Kedudukan peserta didik dalam proses
pembelajaran adalah sebagai subjek belajar. Pada dasarnya, peserta didik adalah
unsur penentu dalam proses belajar mengajar. Dalam proses belajar mengajar,
peserta didik merupakan pihak yang ingin meraih cita-cita, memiliki tujuan yang
ingin dicapainya secara optimal. Dalam proses belajar mengajar yang
diperhatikan adalah keadaan dan kemampuan peserta didik, bahan yang diperlukan
serta alat dan fasilitas yang sesuai dengan keadaan peserta didik.
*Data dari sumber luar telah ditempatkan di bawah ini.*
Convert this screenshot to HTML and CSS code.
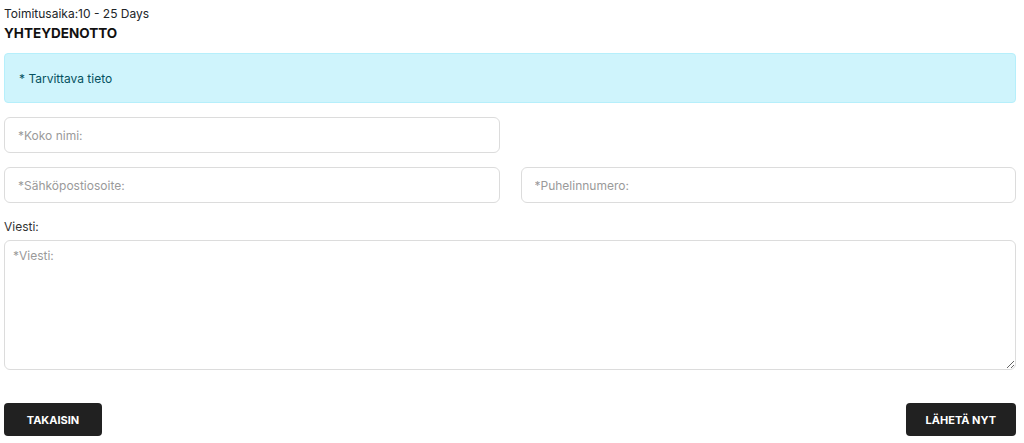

[1] Abdul Mujib, Belajar dan Pembelajaran Pendidikan
Agama Islam, (Bandung : PT Remaja Rosdakarya, 2012), hlm. 108.
[2] M.Quraish Shihab, Tafsir Al-Mishbah Pesan Kesan dan
Keserasian Al-Qur’an, hlm. 401
[3] M.Quraish Shihab, Tafsir Al-Mishbah Pesan Kesan dan
Keserasian Al-Qur’an, hlm. 402
[4] Muhibbin Syah, Psikologi Pendidikan dengan Pendekatan Baru,
(Bandung: PT. Remaja Rosdakarya, 2010), hlm. 93-94.
[5] Maktabah Syamilah, Shohih Muslim, Juz 4, hlm
2074.
[6] Syahraini Tambak, Pendidikan Agama Islam; Konsep
Metode Pembelajaran PAI, (Yogyakarta: Graha Ilmu, 2014), hlm. 223-224.
[7] Syahraini Tambak, Pendidikan Agama Islam; Konsep
Metode Pembelajaran PAI, (Yogyakarta: Graha Ilmu, 2014), hlm. 228.